- _DIRECTION_
Write the records out again exactly, leaving no images in.

- _RECORDS TO USE_
-- Begin --

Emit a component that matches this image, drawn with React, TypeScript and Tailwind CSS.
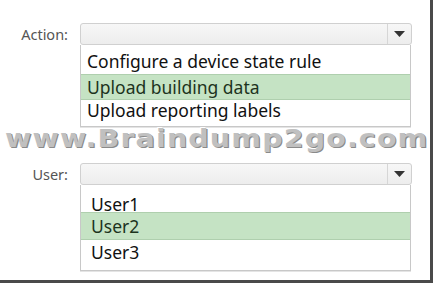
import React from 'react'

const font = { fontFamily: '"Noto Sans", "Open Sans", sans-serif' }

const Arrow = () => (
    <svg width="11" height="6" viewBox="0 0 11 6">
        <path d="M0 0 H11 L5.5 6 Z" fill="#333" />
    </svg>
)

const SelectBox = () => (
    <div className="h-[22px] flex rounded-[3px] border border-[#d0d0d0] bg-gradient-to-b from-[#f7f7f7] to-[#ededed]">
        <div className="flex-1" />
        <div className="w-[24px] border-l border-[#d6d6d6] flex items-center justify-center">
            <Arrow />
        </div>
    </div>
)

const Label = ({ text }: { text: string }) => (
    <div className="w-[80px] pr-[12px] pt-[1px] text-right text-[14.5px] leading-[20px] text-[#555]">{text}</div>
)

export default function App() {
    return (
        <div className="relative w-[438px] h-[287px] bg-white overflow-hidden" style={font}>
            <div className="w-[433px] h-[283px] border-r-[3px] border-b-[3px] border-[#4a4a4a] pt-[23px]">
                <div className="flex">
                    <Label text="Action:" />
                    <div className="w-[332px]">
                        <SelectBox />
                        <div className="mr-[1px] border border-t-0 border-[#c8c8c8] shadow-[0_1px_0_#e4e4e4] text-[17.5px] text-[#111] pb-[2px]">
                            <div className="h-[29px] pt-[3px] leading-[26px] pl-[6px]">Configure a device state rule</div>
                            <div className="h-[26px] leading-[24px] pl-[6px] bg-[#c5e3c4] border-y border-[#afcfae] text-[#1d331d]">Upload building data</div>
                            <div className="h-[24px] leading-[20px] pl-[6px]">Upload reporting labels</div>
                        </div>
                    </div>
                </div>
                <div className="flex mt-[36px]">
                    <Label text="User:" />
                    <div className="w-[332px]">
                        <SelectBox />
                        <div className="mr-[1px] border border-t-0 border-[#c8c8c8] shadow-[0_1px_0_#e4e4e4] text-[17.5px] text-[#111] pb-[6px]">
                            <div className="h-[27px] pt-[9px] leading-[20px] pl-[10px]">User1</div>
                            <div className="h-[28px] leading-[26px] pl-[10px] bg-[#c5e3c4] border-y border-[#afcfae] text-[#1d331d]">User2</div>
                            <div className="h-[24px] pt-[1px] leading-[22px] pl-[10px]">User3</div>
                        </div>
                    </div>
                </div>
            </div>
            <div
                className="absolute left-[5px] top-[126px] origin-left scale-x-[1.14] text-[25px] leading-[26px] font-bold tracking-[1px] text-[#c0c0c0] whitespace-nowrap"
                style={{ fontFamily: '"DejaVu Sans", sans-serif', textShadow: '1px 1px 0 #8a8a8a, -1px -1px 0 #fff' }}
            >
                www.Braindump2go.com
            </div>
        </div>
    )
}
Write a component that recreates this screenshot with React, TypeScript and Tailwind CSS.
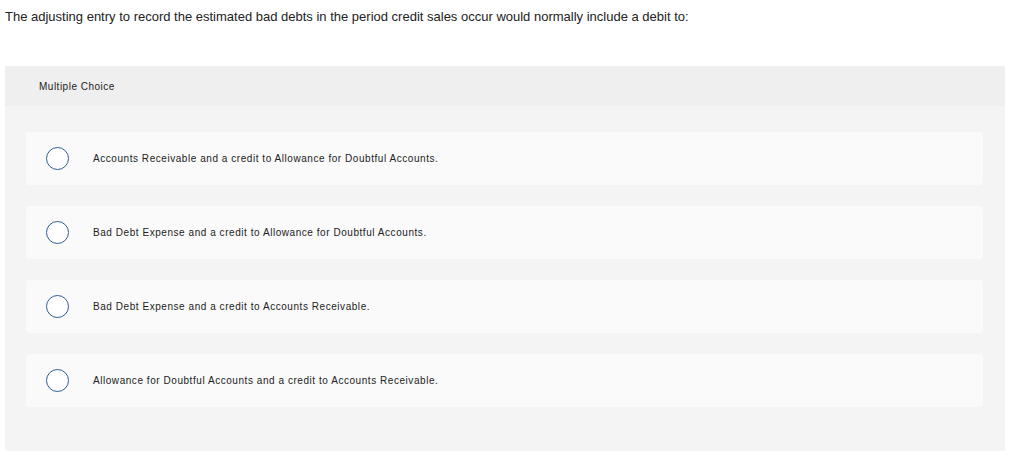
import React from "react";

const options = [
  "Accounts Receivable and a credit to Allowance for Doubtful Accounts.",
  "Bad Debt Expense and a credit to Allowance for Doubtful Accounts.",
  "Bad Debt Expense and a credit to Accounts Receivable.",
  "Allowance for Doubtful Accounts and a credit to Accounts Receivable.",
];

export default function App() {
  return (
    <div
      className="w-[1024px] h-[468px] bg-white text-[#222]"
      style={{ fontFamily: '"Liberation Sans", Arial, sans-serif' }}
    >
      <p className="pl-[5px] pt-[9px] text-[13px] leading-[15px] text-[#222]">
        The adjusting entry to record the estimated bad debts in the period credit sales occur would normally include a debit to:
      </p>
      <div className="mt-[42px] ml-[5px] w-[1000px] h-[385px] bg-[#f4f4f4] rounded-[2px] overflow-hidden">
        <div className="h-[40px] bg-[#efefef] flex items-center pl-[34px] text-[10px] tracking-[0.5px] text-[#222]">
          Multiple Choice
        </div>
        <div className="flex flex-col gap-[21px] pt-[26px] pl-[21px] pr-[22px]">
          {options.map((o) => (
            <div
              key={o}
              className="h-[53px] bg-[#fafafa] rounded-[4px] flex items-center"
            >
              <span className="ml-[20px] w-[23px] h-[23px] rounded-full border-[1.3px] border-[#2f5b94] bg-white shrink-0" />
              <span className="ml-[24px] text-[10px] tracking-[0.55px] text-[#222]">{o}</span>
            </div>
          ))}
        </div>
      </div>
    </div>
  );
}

-- End --

- _TASK ANSWER_
Emit a component that matches this image, drawn with React, TypeScript and Tailwind CSS.
import React from 'react'

const font = { fontFamily: '"Noto Sans", "Open Sans", sans-serif' }

const Arrow = () => (
    <svg width="11" height="6" viewBox="0 0 11 6">
        <path d="M0 0 H11 L5.5 6 Z" fill="#333" />
    </svg>
)

const SelectBox = () => (
    <div className="h-[22px] flex rounded-[3px] border border-[#d0d0d0] bg-gradient-to-b from-[#f7f7f7] to-[#ededed]">
        <div className="flex-1" />
        <div className="w-[24px] border-l border-[#d6d6d6] flex items-center justify-center">
            <Arrow />
        </div>
    </div>
)

const Label = ({ text }: { text: string }) => (
    <div className="w-[80px] pr-[12px] pt-[1px] text-right text-[14.5px] leading-[20px] text-[#555]">{text}</div>
)

export default function App() {
    return (
        <div className="relative w-[438px] h-[287px] bg-white overflow-hidden" style={font}>
            <div className="w-[433px] h-[283px] border-r-[3px] border-b-[3px] border-[#4a4a4a] pt-[23px]">
                <div className="flex">
                    <Label text="Action:" />
                    <div className="w-[332px]">
                        <SelectBox />
                        <div className="mr-[1px] border border-t-0 border-[#c8c8c8] shadow-[0_1px_0_#e4e4e4] text-[17.5px] text-[#111] pb-[2px]">
                            <div className="h-[29px] pt-[3px] leading-[26px] pl-[6px]">Configure a device state rule</div>
                            <div className="h-[26px] leading-[24px] pl-[6px] bg-[#c5e3c4] border-y border-[#afcfae] text-[#1d331d]">Upload building data</div>
                            <div className="h-[24px] leading-[20px] pl-[6px]">Upload reporting labels</div>
                        </div>
                    </div>
                </div>
                <div className="flex mt-[36px]">
                    <Label text="User:" />
                    <div className="w-[332px]">
                        <SelectBox />
                        <div className="mr-[1px] border border-t-0 border-[#c8c8c8] shadow-[0_1px_0_#e4e4e4] text-[17.5px] text-[#111] pb-[6px]">
                            <div className="h-[27px] pt-[9px] leading-[20px] pl-[10px]">User1</div>
                            <div className="h-[28px] leading-[26px] pl-[10px] bg-[#c5e3c4] border-y border-[#afcfae] text-[#1d331d]">User2</div>
                            <div className="h-[24px] pt-[1px] leading-[22px] pl-[10px]">User3</div>
                        </div>
                    </div>
                </div>
            </div>
            <div
                className="absolute left-[5px] top-[126px] origin-left scale-x-[1.14] text-[25px] leading-[26px] font-bold tracking-[1px] text-[#c0c0c0] whitespace-nowrap"
                style={{ fontFamily: '"DejaVu Sans", sans-serif', textShadow: '1px 1px 0 #8a8a8a, -1px -1px 0 #fff' }}
            >
                www.Braindump2go.com
            </div>
        </div>
    )
}
Write a component that recreates this screenshot with React, TypeScript and Tailwind CSS.
import React from "react";

const options = [
  "Accounts Receivable and a credit to Allowance for Doubtful Accounts.",
  "Bad Debt Expense and a credit to Allowance for Doubtful Accounts.",
  "Bad Debt Expense and a credit to Accounts Receivable.",
  "Allowance for Doubtful Accounts and a credit to Accounts Receivable.",
];

export default function App() {
  return (
    <div
      className="w-[1024px] h-[468px] bg-white text-[#222]"
      style={{ fontFamily: '"Liberation Sans", Arial, sans-serif' }}
    >
      <p className="pl-[5px] pt-[9px] text-[13px] leading-[15px] text-[#222]">
        The adjusting entry to record the estimated bad debts in the period credit sales occur would normally include a debit to:
      </p>
      <div className="mt-[42px] ml-[5px] w-[1000px] h-[385px] bg-[#f4f4f4] rounded-[2px] overflow-hidden">
        <div className="h-[40px] bg-[#efefef] flex items-center pl-[34px] text-[10px] tracking-[0.5px] text-[#222]">
          Multiple Choice
        </div>
        <div className="flex flex-col gap-[21px] pt-[26px] pl-[21px] pr-[22px]">
          {options.map((o) => (
            <div
              key={o}
              className="h-[53px] bg-[#fafafa] rounded-[4px] flex items-center"
            >
              <span className="ml-[20px] w-[23px] h-[23px] rounded-full border-[1.3px] border-[#2f5b94] bg-white shrink-0" />
              <span className="ml-[24px] text-[10px] tracking-[0.55px] text-[#222]">{o}</span>
            </div>
          ))}
        </div>
      </div>
    </div>
  );
}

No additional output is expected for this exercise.